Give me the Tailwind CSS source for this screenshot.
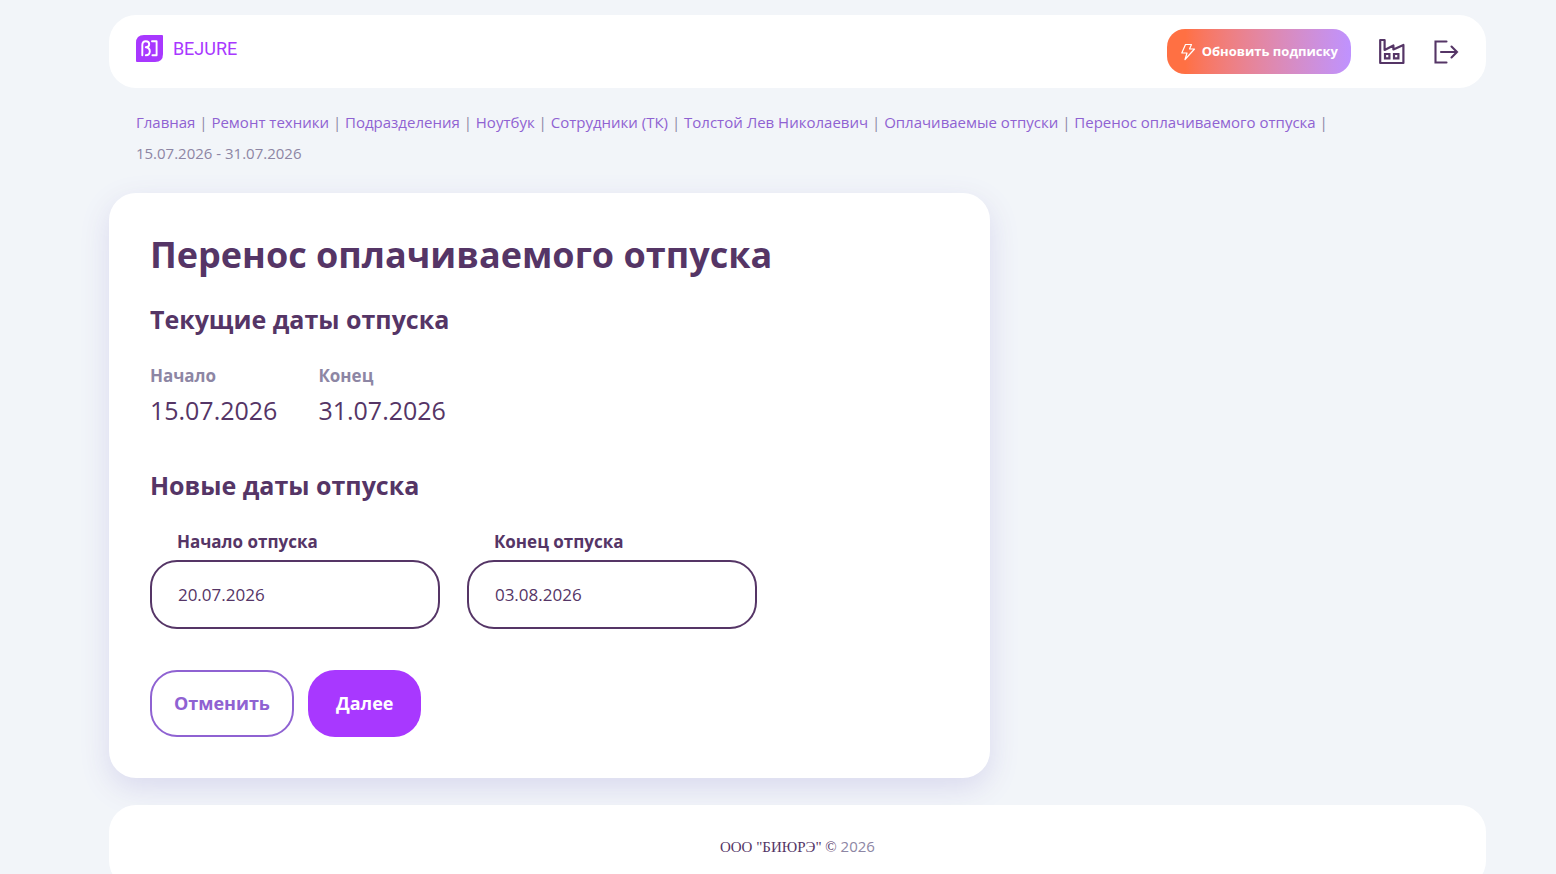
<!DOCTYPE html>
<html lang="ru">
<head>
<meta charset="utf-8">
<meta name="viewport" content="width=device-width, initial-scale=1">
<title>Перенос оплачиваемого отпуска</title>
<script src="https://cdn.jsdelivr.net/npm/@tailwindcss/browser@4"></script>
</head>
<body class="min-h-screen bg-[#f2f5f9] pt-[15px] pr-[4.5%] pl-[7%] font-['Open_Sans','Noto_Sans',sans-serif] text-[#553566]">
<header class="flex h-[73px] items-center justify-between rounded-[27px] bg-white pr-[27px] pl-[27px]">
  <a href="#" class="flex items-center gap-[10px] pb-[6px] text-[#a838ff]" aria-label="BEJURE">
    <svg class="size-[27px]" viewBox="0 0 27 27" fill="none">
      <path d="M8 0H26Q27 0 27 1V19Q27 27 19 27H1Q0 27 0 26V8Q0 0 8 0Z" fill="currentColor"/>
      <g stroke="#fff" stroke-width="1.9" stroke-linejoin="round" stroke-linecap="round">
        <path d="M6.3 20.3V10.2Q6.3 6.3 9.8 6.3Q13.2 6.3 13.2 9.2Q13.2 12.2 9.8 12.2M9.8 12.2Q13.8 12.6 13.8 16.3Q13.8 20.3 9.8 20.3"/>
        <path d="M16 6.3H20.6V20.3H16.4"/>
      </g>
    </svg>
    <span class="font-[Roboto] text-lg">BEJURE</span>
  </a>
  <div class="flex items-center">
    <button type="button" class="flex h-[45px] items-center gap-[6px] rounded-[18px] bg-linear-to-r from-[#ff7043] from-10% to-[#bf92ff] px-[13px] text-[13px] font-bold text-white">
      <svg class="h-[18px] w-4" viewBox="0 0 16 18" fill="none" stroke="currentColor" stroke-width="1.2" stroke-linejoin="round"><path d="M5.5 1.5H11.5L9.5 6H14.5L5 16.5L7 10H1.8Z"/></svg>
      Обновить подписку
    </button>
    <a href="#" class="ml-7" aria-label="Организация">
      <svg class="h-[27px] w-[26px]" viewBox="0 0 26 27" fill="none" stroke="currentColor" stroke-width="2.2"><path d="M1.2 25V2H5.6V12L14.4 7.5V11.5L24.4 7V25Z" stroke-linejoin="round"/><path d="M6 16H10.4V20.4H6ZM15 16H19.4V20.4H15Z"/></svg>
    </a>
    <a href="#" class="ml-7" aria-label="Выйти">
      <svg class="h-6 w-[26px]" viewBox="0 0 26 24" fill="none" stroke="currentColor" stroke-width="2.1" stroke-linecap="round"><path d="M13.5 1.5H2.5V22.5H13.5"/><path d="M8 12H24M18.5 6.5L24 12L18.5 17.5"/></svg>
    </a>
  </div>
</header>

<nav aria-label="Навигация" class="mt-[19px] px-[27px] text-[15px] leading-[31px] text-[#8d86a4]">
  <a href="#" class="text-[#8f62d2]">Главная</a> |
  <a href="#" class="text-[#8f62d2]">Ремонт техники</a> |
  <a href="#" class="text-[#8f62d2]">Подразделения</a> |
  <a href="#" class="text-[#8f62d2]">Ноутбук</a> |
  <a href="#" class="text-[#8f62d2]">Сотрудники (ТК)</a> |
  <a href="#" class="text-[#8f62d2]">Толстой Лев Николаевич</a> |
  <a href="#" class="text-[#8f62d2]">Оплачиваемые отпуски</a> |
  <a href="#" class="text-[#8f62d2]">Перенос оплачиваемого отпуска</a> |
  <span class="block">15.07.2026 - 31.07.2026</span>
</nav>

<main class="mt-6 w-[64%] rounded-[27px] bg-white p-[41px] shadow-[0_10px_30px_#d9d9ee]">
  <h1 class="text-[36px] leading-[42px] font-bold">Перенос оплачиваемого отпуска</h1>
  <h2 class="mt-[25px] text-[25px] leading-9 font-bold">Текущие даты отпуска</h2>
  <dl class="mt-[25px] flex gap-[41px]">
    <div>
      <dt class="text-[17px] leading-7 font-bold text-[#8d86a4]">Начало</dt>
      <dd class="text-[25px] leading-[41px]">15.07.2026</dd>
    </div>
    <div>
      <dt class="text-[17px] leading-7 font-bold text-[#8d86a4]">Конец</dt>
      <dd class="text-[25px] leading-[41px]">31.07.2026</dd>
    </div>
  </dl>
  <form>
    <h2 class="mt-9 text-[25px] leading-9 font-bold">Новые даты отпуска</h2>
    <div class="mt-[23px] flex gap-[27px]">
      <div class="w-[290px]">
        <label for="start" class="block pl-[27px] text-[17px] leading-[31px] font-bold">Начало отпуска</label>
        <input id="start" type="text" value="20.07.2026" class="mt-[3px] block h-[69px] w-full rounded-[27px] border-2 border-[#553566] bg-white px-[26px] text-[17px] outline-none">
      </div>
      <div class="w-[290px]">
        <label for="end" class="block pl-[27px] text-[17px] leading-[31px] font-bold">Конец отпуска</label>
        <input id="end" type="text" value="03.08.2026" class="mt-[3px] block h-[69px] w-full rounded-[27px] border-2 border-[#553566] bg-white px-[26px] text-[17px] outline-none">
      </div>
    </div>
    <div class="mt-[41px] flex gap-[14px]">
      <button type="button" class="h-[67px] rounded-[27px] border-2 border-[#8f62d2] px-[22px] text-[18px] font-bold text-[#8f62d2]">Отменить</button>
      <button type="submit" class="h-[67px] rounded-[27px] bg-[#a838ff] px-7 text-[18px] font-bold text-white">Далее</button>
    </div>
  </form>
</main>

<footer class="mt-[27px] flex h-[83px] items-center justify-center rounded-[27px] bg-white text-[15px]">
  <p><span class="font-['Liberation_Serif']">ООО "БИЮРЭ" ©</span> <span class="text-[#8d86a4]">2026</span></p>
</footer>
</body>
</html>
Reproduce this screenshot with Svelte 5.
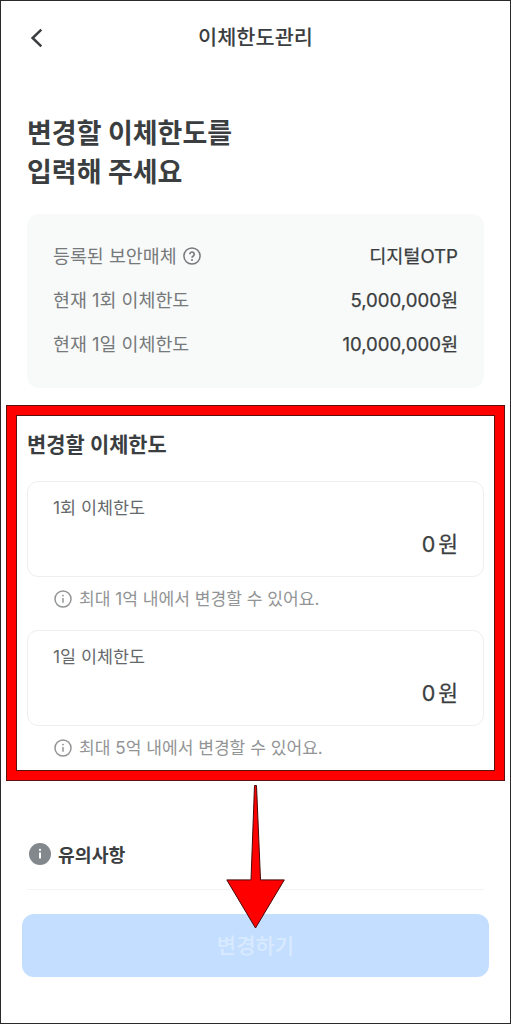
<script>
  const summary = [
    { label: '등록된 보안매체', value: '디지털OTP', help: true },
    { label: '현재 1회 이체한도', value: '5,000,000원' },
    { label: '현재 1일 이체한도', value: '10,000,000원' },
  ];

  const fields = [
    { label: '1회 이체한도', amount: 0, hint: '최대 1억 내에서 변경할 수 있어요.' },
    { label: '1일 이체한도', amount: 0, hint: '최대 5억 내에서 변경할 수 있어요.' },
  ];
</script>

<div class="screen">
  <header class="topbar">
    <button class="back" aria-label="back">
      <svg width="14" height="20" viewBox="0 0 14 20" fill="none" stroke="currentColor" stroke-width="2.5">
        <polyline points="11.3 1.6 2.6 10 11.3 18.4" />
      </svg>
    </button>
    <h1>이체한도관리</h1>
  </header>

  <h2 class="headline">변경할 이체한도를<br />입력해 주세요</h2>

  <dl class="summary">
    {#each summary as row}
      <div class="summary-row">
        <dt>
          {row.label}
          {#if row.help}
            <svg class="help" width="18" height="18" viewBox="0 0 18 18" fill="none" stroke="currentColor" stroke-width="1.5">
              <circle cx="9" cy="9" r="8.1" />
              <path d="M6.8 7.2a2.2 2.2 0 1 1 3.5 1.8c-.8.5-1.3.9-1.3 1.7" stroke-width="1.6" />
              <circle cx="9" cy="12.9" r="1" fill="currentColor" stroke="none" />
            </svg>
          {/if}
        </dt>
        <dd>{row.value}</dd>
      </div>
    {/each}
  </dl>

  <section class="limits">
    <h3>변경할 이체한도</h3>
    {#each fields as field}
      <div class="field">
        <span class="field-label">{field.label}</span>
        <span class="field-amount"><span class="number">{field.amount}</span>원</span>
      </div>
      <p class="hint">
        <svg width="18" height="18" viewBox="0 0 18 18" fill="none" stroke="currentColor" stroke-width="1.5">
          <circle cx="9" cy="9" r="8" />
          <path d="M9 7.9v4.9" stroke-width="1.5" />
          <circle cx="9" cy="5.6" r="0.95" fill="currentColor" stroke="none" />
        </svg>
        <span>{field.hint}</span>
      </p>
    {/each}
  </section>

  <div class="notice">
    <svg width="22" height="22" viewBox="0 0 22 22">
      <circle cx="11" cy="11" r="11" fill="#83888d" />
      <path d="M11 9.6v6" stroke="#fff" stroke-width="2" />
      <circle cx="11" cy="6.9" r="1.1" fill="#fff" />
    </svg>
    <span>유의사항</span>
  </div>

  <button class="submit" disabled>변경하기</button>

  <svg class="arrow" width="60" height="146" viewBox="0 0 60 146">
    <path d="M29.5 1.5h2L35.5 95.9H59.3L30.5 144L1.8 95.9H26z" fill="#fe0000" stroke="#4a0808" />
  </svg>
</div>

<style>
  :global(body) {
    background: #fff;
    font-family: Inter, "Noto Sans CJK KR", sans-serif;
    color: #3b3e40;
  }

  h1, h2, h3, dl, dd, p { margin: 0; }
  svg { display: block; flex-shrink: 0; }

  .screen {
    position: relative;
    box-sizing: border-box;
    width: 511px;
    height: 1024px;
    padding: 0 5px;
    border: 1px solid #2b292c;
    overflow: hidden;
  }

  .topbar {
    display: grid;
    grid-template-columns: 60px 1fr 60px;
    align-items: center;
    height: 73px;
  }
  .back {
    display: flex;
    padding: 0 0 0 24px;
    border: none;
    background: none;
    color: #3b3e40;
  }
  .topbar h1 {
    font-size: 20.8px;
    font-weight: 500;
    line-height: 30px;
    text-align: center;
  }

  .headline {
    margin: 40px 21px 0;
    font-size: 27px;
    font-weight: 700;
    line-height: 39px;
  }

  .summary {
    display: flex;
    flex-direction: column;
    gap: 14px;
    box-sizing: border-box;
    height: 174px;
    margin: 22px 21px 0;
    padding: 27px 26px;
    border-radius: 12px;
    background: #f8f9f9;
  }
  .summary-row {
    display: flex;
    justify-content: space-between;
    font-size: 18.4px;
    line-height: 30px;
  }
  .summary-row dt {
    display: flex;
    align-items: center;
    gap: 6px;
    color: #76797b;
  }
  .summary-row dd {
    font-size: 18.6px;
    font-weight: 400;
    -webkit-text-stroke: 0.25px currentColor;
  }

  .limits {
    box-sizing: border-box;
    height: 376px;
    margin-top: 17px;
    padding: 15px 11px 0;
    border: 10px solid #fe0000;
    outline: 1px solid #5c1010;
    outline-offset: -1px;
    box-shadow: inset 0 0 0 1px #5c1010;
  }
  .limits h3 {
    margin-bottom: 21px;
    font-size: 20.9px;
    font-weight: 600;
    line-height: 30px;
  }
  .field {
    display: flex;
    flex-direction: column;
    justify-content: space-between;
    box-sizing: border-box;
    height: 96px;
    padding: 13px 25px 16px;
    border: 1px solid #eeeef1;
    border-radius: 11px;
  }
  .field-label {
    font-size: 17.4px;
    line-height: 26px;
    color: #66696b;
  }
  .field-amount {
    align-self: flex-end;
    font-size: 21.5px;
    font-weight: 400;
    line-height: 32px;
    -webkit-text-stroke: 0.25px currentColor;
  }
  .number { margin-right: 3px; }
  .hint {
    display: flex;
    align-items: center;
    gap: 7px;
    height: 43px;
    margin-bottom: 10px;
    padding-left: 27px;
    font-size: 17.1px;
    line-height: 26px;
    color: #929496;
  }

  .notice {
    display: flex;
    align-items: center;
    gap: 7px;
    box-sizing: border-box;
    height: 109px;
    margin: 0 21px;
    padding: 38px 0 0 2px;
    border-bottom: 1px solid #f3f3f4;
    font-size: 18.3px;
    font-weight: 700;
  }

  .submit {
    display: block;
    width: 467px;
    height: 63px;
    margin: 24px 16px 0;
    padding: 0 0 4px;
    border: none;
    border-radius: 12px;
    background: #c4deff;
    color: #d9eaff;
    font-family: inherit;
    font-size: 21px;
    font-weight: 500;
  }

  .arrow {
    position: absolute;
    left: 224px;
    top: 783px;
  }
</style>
━━━━━━━━━━━━━━━━━━━━
**Stated goal**.
In the records above, find the lines containing "this" and copy them.

**Reply to the exercise**.
Give me the Tailwind CSS source for this screenshot.
Reproduce this screenshot with Svelte 5.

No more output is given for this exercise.